Il conteste simplement le volet corruption de mineur : « Il ne va pas lui montrer de contenu pornographique, […] il ne parle pas de pratiques sexuelles qu’elle ne connaîtrait pas. » Pour lui, il s’agirait plutôt d’une proposition sexuelle par moyen de communication électronique (C. pén., art. 227-22-1), mais cette infraction n’est pas poursuivable lorsque la victime a plus de 15 ans.

« Elle ne devait pas avoir très envie de me revoir… »

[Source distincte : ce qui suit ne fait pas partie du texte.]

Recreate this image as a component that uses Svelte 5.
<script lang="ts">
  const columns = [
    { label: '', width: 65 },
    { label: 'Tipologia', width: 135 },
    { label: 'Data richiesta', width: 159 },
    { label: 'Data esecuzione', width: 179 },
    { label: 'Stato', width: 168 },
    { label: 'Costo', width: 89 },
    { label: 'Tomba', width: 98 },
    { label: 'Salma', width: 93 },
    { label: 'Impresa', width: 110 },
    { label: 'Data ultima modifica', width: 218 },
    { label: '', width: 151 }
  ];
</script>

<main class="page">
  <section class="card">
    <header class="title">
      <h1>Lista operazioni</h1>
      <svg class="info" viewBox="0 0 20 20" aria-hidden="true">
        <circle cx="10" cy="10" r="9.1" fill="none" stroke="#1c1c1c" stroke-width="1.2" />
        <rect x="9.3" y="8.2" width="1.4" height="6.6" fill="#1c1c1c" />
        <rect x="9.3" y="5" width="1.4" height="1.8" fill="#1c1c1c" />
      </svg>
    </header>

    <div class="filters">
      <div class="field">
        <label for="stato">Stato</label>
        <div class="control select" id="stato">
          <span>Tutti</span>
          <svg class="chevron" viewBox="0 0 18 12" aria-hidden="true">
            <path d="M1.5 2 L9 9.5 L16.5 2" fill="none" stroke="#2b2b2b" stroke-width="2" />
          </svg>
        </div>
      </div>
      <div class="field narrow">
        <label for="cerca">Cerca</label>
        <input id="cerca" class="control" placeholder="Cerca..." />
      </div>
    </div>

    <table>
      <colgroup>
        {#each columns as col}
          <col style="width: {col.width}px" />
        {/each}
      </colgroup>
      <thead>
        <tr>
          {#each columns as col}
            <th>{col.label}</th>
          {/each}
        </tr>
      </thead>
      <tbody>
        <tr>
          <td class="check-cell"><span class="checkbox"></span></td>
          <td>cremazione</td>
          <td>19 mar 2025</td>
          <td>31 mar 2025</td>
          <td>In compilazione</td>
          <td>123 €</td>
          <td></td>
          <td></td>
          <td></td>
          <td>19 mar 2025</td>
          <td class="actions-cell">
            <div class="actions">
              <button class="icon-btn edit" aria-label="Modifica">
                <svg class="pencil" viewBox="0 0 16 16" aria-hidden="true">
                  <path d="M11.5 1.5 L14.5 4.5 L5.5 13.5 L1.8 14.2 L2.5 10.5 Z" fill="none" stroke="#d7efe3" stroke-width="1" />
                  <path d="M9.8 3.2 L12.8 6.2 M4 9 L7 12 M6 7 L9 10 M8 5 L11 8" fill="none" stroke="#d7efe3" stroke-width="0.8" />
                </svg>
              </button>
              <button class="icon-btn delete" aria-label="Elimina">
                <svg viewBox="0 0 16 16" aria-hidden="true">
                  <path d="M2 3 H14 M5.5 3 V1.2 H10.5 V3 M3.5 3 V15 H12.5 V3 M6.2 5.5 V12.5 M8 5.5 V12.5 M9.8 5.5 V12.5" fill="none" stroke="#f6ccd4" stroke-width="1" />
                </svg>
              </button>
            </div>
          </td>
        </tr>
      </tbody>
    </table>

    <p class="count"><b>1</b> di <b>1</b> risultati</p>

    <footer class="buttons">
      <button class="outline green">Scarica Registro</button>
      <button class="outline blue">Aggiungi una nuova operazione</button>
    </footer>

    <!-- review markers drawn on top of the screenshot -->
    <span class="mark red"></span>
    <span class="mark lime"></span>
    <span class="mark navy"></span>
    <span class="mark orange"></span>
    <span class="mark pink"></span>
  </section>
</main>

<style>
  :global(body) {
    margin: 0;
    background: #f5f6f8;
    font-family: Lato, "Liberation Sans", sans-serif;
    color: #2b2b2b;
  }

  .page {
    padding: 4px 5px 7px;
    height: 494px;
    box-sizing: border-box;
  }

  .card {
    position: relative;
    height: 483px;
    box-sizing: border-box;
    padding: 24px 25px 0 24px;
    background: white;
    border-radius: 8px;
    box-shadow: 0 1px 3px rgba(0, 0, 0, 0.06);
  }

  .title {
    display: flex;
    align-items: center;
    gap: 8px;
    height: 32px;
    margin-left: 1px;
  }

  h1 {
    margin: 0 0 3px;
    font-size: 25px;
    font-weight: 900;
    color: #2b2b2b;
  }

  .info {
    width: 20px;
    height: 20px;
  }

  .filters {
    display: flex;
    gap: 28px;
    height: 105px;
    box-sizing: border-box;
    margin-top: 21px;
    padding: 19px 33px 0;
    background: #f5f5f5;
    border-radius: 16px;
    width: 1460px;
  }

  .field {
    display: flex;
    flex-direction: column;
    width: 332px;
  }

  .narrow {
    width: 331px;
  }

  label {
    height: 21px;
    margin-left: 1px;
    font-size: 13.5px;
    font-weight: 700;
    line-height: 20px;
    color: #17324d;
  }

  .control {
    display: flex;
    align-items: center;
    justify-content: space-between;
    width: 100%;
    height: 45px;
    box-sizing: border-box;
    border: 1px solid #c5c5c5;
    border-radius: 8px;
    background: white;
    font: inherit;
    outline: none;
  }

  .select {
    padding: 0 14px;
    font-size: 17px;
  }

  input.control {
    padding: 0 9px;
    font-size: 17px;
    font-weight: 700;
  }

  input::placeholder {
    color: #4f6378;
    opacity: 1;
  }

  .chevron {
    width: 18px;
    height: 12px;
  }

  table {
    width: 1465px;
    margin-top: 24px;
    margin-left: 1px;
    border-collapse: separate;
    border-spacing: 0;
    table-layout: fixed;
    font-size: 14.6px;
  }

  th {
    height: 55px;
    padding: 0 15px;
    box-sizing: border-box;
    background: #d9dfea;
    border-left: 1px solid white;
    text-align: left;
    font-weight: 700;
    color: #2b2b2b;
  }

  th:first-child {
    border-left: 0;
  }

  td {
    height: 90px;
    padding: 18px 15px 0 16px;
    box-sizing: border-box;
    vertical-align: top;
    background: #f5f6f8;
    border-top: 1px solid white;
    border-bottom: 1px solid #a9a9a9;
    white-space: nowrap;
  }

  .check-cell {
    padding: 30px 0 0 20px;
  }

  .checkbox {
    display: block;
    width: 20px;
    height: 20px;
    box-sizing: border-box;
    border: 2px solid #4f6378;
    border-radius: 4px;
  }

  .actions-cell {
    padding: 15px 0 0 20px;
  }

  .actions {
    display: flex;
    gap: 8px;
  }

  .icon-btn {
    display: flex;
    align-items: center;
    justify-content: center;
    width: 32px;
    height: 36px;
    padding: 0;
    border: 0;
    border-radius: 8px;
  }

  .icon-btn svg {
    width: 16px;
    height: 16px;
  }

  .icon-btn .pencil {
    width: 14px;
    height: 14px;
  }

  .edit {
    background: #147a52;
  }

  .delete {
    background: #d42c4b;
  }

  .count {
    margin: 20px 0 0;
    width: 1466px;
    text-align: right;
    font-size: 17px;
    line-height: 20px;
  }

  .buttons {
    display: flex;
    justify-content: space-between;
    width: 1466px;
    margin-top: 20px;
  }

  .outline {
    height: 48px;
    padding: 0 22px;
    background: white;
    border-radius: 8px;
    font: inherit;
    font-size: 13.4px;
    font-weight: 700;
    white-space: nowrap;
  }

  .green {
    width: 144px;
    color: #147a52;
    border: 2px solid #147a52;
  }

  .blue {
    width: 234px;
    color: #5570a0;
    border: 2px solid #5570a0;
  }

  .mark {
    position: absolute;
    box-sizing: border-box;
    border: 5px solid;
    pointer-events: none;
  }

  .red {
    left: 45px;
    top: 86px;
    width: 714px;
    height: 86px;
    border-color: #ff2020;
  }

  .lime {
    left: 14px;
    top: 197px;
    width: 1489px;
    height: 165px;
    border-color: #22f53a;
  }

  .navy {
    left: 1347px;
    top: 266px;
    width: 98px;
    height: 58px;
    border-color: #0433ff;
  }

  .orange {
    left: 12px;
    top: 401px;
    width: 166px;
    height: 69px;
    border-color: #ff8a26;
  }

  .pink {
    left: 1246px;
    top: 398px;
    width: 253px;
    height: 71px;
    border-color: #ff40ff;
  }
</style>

« Si vous avez eu le sentiment que je ne m’excusais pas, c’est une erreur », ajoute le prévenu, répondant à l’appel du pied de son avocat : « Je lui demande de bien vouloir m’excuser du tort, de l’embarras, de la situation dans laquelle je l’ai mise, et de m’excuser de sa présence aujourd’hui ici, parce que je pense qu’elle ne devait pas avoir très envie de me revoir. » Il ajoute : « Vous avez dit, monsieur le président, qu’elle n’était responsable de rien, et vous avez eu entièrement raison. […] J’espère qu’elle acceptera mes excuses, ou au moins, qu’elle les comprendra. »

Depuis le couloir où ils ont pris place pour éviter la famille d’Amélie, Frédéric D. et son avocat guettent la porte de la salle d’audience. Mais c’est par celle, plus discrète, du box, que les policiers entrent, avant de s’installer dans le fond de la salle. Frédéric D. revient à la barre, un petit sac à dos sur l’épaule, et ne voit pas l’escorte avancer vers lui, menottes à la main.

Il écope de quatre ans dont deux de sursis probatoire (obligations de soins et de travail, interdiction de contact avec Amélie), et d’un mandat de dépôt pour la partie ferme, sans compter une interdiction définitive d’exercer une activité impliquant un contact avec des mineurs. Entravé, il ressort par le box, toujours aussi inexpressif.

* Le prénom de la victime, mineure au moment des faits, a été modifié.